The second batch was better. Now I make them every May, right around the time the man at Hollywood and Ivar starts pulling the brightest stalks for me.
What I Used
- fresh rhubarb, 1.5 cups, diced very small, about a quarter inch
- all-purpose flour, with one tablespoon held back to coat the rhubarb
- light brown sugar, packed, the whole soul of these cookies
- unsalted butter, properly softened, not microwaved into a puddle
- one egg, room temperature
- vanilla, baking powder, baking soda, fine salt
- a half teaspoon of cinnamon, which Eva insisted on and I have not tried them without
- cream cheese and a little more butter for the frosting
- sifted powdered sugar
- a pinch of salt in the frosting too, because frosting without it tastes like a sweater
The Changes My Kitchen Asked For
Rhubarb in Sweden in June was thick and properly red, the kind you can almost slice raw and eat. The rhubarb I get in California is leaner, mostly pink with green shoulders, and it weeps more.
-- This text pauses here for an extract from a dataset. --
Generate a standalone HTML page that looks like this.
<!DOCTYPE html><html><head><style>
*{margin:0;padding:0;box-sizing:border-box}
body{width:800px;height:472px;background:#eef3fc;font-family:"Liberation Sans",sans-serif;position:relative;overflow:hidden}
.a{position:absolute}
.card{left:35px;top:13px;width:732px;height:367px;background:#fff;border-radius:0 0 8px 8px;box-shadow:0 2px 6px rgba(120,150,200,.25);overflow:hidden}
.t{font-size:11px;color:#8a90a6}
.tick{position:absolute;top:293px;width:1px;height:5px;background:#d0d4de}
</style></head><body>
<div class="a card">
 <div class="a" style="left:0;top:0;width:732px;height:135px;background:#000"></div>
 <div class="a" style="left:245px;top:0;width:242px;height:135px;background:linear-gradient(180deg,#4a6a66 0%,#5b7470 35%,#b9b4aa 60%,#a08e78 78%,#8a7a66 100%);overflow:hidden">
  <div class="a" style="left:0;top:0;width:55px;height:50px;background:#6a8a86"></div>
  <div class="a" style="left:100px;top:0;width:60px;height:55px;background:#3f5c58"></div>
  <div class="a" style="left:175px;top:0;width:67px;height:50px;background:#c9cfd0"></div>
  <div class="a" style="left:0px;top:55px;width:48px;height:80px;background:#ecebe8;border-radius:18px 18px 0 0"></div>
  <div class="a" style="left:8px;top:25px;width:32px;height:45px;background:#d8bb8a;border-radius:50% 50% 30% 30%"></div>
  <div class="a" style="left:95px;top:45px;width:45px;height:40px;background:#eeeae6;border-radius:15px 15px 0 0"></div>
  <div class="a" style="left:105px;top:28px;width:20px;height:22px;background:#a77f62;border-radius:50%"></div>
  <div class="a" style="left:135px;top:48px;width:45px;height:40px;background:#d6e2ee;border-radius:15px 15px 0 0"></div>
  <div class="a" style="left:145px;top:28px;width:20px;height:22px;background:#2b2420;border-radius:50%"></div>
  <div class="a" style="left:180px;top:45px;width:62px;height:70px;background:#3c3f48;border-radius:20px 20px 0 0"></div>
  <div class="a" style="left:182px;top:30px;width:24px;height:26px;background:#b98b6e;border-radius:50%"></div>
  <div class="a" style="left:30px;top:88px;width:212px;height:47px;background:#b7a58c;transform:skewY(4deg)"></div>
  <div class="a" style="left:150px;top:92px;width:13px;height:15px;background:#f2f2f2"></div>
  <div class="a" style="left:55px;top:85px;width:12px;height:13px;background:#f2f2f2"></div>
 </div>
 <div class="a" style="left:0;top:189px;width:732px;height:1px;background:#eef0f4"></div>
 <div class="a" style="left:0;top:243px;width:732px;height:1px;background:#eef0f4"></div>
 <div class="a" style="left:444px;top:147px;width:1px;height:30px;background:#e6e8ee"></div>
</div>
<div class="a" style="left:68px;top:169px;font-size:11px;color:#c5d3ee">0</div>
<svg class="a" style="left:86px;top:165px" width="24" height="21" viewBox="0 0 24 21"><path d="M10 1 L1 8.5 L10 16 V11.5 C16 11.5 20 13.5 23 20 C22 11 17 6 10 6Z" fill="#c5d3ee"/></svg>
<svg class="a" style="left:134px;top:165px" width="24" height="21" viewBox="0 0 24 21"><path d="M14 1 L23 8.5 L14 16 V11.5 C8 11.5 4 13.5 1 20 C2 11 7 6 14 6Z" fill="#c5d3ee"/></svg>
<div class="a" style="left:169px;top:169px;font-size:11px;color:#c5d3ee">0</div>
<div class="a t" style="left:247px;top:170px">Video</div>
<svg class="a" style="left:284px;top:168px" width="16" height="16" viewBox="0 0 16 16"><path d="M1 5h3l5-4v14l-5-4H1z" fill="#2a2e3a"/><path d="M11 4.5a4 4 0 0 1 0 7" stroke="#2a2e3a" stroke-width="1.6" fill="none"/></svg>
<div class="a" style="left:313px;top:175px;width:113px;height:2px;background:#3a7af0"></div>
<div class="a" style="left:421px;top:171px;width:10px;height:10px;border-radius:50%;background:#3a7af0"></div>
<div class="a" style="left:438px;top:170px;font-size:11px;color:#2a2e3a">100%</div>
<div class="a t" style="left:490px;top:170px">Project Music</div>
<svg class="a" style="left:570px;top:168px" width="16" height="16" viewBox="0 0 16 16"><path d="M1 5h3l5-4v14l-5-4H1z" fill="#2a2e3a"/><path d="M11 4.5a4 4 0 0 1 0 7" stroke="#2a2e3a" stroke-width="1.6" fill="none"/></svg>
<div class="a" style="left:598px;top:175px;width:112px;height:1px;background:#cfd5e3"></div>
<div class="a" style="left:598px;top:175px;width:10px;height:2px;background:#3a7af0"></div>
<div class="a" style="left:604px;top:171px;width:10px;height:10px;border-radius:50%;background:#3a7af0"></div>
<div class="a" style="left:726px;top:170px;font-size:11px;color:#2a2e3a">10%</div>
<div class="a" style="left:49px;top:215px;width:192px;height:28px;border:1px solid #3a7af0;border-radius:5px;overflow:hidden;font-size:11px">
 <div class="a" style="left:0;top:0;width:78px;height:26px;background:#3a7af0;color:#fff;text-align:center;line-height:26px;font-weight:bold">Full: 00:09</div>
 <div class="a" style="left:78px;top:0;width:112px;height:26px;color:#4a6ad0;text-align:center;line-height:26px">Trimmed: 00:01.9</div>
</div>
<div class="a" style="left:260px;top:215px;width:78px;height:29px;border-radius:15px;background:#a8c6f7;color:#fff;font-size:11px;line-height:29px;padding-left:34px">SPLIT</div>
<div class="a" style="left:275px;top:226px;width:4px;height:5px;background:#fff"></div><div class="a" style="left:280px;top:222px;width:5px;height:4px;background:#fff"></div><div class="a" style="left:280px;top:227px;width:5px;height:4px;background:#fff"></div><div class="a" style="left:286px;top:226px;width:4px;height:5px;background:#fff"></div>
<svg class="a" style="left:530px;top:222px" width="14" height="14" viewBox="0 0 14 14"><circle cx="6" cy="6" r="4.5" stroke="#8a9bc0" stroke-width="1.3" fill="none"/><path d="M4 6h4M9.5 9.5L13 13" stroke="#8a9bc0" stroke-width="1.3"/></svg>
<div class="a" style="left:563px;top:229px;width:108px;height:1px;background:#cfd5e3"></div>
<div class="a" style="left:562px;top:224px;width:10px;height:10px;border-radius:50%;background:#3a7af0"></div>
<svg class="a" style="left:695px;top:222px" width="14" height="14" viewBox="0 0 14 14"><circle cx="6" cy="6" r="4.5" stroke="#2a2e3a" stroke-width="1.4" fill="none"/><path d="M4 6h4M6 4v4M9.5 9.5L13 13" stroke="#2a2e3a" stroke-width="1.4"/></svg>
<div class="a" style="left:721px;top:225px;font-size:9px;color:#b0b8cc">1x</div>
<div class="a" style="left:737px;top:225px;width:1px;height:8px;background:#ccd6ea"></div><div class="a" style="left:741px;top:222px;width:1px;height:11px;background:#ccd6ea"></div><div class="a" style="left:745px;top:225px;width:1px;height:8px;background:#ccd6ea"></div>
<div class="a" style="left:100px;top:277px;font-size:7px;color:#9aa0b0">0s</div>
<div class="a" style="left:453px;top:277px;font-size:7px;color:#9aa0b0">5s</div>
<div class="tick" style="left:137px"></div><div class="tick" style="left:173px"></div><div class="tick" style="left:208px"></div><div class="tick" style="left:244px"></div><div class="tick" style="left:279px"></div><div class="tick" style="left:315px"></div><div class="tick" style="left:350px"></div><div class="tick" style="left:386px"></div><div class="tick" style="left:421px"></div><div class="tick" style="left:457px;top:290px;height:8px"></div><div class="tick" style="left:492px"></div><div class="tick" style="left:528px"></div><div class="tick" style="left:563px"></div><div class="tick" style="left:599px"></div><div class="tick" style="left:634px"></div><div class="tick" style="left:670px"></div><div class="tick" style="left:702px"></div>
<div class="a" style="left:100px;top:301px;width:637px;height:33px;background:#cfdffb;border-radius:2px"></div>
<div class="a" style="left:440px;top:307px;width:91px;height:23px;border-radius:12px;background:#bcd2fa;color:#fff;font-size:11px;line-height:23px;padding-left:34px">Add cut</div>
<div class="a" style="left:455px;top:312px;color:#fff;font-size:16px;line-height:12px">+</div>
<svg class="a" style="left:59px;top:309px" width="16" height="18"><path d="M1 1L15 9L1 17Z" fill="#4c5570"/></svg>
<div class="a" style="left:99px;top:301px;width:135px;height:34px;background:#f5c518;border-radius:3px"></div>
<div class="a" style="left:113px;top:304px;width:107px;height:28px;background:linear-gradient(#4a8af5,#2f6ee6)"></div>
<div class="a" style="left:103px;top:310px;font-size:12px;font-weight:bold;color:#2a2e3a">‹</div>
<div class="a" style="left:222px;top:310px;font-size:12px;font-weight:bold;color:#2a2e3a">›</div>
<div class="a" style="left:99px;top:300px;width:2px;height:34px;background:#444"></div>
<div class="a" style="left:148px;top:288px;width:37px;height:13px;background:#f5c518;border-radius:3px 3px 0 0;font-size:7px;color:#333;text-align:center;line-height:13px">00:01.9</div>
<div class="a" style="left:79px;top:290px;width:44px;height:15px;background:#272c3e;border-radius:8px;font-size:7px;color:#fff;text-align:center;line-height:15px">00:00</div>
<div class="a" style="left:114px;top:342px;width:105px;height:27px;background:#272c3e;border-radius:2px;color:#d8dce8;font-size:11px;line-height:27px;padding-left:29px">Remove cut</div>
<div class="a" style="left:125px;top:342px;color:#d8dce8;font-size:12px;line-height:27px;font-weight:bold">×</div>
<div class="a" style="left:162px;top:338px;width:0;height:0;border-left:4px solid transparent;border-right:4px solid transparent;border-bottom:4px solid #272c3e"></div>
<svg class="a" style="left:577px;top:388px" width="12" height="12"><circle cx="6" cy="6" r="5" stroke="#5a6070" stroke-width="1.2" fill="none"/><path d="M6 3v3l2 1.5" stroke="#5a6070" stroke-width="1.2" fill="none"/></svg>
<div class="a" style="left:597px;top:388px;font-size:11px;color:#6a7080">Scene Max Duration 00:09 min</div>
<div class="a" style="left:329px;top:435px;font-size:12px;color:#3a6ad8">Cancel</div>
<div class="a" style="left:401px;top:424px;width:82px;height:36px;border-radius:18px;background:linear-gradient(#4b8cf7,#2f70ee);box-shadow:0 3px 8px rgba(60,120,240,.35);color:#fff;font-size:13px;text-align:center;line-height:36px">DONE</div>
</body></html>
So I dice it smaller than Eva did, closer to a quarter inch, and I toss it with a tablespoon of flour before it ever sees the dough. That single change saved my second batch.
I also pulled the cinnamon back. Eva had used closer to a teaspoon. I find it fights the rhubarb a little when the rhubarb isn’t quite as bold, so half a teaspoon now. You can leave it out completely if cinnamon makes you twitchy. I would not.
The bigger fight is the cream cheese. The block kind, not the whipped tub. Whipped tub frosting goes thin and sad in our heat and slides off the cookies inside a single afternoon, which I learned the hard way at a friend’s birthday picnic in Griffith Park. Once. Never again.
Notes on Baking the Rhubarb Cookies
These cookies are not crisp. They are not supposed to be. Authentic Upper Midwest rhubarb cookies are soft, cakey, almost a tiny snack cake under the frosting, and if yours come out snappy you have either overbaked them or skipped the brown sugar for white. Brown sugar is the butterscotch backbone here. Do not swap it.
Pull them out when the edges are just set and the centers still look a little soft. They keep cooking on the sheet. The first time I made them I waited for the centers to look done in the oven and they came out closer to scones. That was the bitter morning I learned to trust the timer over my eyes.
Also. Wait until they are completely cool before you frost. I know you do not want to. Do it anyway.
Eating Them in Spring
Eva served hers with strong black coffee, no sugar. That is the Scandinavian-American coffee-hour way, which I respect but rarely follow. I usually eat one over the sink with cold milk at around three in the afternoon, the sun coming in through my kitchen window at exactly the angle that says it is finally not winter anymore in California (which here means February through May, roughly).
The festival is not part of the version I make at home. There is no Ulf Lundell on a loop, no bunting, no Eva. But the cookies remember. Every time I make a batch I put one aside on a small plate, which is sentimental and a little dumb, and I eat it standing up by the counter the way I did the first time. The trip changed me a little. The cookies are how I keep it.

Rhubarb Cookies
Ingredients
Equipment
Method
- Heat the oven to 350 F and line two rimmed baking sheets with parchment paper.
- Trim the rhubarb stalks, discard the leaves, and dice the stalks into 1/4-inch pieces. Measure out 1.5 cups, place in a small bowl, sprinkle with 1 tablespoon of the flour, and toss to coat. Set aside.
- In a medium bowl, whisk together the remaining 2.25 cups flour minus that 1 tablespoon, the baking powder, baking soda, salt, and cinnamon until evenly combined.
- In a large bowl, beat the 3/4 cup softened butter with the brown sugar on medium-high speed for 2 to 3 minutes, until pale and fluffy, scraping the bowl once.
- Add the egg and 1.5 teaspoons vanilla extract and beat on medium until smooth and glossy, about 30 seconds.
- Reduce the mixer to low and add the dry ingredients in two additions, mixing just until no streaks of flour remain. Do not overmix.
- Switch to a rubber spatula and gently fold in the floured diced rhubarb until evenly distributed through the dough.
- Scoop heaping 1.5-tablespoon mounds of dough onto the prepared sheets, spacing them about 2 inches apart. Do not flatten them.
- Bake one sheet at a time on the middle rack for 11 to 14 minutes, until the edges are set and lightly golden but the centers still look soft. They will firm up as they cool.
- Let the cookies rest on the sheet for 5 minutes, then transfer to a wire rack and cool completely before frosting, at least 30 minutes.
- While the cookies cool, make the frosting. Beat the 4 oz cream cheese and 3 tablespoons softened butter on medium-high speed until completely smooth, about 2 minutes.
- Add the sifted powdered sugar, 1/2 teaspoon vanilla, and pinch of salt. Beat on low until incorporated, then on medium-high for 1 minute, until thick, fluffy, and spreadable.
- Using a small offset spatula, swirl about 1 heaping teaspoon of frosting onto the top of each fully cooled cookie. Let the frosting set for 15 minutes before stacking or serving.